• **EXERCISE INSTRUCTIONS**
Please, without the pictures, retype exactly the lines from the start of the material through the line that holds "const menus = ['서비스".

• **RAW DATA**
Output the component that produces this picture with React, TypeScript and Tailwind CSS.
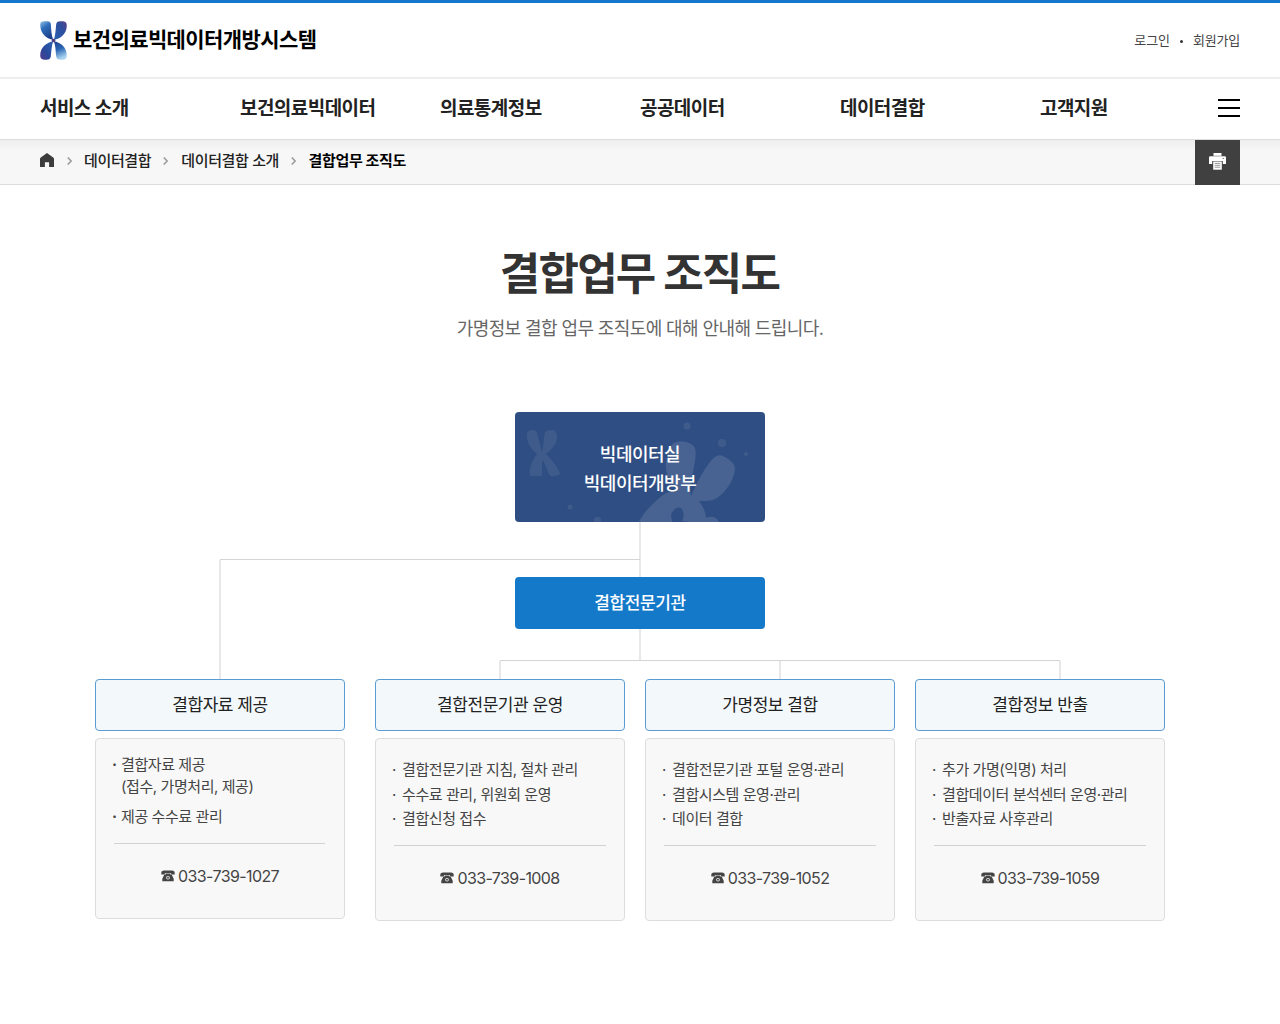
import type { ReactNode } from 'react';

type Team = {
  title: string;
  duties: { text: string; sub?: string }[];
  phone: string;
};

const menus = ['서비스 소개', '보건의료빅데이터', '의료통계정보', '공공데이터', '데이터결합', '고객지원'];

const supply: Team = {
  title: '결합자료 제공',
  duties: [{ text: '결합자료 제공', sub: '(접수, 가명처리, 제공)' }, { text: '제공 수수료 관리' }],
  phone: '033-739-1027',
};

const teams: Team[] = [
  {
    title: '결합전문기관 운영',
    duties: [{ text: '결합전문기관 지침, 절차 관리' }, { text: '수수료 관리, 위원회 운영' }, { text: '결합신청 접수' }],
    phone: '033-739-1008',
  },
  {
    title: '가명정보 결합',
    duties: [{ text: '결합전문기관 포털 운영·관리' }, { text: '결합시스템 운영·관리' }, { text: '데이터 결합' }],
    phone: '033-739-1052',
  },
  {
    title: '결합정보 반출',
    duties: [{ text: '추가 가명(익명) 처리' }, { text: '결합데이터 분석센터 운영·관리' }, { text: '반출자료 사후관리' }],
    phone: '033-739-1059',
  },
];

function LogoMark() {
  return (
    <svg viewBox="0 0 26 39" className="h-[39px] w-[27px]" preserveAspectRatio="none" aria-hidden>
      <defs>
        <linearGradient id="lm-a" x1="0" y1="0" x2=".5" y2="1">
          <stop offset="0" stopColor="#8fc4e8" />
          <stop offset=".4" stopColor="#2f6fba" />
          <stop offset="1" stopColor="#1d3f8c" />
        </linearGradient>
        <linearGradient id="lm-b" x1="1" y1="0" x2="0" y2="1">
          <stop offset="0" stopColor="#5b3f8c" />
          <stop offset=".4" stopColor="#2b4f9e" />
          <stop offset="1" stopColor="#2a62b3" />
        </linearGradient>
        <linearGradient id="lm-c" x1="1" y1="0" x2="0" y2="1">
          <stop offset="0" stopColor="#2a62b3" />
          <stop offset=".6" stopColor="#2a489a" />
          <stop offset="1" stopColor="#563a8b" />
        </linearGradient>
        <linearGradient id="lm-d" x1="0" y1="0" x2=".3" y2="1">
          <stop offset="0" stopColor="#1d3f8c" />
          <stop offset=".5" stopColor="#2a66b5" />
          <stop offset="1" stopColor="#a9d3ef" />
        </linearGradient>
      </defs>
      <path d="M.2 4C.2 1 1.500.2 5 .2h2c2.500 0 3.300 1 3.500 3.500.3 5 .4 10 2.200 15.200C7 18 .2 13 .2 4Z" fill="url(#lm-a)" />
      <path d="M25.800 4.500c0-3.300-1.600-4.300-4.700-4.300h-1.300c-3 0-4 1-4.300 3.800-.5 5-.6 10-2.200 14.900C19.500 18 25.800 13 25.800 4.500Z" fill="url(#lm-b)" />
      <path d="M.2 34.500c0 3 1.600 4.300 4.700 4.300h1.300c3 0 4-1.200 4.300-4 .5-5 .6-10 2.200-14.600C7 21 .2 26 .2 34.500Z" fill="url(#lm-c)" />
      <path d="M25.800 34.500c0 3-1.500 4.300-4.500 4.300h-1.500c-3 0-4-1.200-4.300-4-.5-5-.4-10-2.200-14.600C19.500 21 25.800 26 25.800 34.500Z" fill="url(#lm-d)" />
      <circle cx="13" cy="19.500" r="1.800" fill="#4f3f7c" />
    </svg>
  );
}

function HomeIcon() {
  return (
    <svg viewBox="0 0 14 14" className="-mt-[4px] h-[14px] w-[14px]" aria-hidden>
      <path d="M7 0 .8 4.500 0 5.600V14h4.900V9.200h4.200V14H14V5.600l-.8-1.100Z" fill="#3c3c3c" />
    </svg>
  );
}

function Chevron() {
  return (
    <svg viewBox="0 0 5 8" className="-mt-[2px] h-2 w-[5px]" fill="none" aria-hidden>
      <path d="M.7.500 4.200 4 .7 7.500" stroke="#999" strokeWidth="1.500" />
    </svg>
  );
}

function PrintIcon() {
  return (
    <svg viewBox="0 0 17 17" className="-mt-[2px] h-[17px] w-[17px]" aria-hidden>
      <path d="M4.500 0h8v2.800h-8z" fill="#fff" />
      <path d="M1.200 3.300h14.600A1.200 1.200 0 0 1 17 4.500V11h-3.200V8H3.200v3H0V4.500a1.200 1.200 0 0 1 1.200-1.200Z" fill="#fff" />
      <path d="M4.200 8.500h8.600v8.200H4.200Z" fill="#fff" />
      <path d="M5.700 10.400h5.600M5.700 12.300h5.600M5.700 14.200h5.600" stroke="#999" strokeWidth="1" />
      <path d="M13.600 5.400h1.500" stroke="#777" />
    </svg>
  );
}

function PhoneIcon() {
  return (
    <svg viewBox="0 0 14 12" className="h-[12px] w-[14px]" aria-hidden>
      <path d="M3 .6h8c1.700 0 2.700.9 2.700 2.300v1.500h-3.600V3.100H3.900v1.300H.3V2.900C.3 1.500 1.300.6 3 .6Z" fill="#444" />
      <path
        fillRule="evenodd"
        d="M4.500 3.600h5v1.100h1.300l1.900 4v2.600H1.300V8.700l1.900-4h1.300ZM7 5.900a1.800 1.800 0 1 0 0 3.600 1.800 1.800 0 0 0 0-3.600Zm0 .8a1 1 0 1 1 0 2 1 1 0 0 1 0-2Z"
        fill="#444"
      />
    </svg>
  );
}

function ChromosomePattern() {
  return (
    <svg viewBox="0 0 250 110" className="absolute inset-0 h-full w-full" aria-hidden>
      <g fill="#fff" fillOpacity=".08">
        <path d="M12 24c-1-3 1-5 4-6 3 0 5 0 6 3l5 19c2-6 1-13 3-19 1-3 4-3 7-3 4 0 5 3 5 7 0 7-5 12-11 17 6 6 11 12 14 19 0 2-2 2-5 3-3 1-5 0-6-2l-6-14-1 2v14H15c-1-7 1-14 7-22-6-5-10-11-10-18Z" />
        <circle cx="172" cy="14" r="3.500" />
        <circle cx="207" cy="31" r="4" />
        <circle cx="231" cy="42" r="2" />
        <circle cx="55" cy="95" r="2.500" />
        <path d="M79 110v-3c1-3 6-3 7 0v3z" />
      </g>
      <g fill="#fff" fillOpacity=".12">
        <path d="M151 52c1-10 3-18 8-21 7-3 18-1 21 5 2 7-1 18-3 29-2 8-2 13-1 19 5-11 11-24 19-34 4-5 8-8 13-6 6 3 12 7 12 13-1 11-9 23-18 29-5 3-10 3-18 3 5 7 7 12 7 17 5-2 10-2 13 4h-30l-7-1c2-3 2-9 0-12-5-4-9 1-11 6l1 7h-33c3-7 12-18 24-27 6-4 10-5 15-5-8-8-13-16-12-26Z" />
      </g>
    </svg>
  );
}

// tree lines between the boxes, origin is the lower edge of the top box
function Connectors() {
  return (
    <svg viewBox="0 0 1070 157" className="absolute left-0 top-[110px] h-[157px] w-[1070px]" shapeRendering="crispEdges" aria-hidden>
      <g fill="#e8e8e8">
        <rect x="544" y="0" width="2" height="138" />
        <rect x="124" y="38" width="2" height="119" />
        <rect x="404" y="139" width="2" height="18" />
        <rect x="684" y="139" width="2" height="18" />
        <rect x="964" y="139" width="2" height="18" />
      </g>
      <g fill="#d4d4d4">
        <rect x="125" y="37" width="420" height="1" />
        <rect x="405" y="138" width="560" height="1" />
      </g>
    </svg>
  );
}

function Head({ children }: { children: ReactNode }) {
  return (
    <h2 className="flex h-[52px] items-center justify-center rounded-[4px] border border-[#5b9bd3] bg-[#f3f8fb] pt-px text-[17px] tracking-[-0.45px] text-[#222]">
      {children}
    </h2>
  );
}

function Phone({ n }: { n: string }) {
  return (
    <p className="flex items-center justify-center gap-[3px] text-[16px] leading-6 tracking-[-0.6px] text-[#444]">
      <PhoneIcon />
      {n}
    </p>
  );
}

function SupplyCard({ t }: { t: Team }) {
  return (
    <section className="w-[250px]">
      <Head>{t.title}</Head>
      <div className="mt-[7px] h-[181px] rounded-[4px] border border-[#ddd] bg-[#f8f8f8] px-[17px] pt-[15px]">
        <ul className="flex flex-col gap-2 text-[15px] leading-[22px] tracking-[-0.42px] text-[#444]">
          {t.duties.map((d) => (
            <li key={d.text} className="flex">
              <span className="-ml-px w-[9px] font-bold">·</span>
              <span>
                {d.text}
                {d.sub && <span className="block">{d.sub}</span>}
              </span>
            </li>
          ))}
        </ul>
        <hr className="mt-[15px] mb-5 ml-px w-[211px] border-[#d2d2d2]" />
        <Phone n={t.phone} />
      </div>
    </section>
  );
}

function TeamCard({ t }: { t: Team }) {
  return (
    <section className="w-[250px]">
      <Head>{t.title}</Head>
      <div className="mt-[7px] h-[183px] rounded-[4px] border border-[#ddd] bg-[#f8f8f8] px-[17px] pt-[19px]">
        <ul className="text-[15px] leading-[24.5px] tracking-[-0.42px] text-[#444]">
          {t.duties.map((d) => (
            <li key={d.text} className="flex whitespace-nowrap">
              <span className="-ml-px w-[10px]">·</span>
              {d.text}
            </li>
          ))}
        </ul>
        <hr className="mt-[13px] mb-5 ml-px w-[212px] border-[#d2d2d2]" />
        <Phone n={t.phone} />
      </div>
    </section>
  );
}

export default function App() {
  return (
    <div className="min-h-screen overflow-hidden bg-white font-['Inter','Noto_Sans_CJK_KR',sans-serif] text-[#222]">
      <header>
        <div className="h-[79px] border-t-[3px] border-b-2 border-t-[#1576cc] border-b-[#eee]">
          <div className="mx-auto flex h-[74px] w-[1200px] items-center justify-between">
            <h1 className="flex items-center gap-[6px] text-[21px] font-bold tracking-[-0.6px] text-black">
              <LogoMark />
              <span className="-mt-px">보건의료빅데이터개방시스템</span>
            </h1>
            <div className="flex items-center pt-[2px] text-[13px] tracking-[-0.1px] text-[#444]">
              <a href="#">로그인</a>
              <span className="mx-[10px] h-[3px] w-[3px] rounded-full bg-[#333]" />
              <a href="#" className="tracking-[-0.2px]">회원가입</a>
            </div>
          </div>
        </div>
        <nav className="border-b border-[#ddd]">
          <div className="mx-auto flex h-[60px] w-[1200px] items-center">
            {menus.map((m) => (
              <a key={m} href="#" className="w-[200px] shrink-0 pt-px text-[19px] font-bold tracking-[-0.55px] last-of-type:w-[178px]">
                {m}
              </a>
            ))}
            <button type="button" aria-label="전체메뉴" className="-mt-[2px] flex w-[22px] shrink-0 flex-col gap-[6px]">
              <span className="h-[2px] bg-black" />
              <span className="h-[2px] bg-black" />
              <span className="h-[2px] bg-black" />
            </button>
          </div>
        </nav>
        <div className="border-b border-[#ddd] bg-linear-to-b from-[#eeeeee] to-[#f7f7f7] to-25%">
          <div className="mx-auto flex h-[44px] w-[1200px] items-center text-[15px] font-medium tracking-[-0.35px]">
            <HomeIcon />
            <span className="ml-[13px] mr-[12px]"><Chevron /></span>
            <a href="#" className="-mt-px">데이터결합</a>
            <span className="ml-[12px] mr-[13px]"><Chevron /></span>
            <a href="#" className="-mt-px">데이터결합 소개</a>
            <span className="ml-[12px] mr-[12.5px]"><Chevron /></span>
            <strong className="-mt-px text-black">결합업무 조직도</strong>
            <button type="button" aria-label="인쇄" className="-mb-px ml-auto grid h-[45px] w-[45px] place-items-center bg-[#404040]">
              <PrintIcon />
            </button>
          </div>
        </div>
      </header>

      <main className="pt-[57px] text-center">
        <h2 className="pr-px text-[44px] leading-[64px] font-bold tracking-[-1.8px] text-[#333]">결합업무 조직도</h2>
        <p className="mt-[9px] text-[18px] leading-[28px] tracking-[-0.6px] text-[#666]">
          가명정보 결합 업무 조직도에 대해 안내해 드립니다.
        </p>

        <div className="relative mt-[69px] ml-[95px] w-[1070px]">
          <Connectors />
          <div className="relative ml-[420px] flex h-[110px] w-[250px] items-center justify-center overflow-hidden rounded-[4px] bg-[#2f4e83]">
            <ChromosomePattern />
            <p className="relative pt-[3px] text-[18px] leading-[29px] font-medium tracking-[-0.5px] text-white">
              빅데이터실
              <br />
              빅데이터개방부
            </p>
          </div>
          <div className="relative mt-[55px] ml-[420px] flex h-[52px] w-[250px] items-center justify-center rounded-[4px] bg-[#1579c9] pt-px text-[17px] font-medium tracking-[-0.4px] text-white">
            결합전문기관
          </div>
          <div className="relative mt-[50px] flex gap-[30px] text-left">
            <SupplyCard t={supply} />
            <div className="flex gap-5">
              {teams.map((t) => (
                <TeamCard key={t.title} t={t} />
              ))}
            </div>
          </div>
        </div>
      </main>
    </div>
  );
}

• **SOLUTION TO THE EXERCISE**
Output the component that produces this picture with React, TypeScript and Tailwind CSS.
import type { ReactNode } from 'react';

type Team = {
  title: string;
  duties: { text: string; sub?: string }[];
  phone: string;
};

const menus = ['서비스 소개', '보건의료빅데이터', '의료통계정보', '공공데이터', '데이터결합', '고객지원'];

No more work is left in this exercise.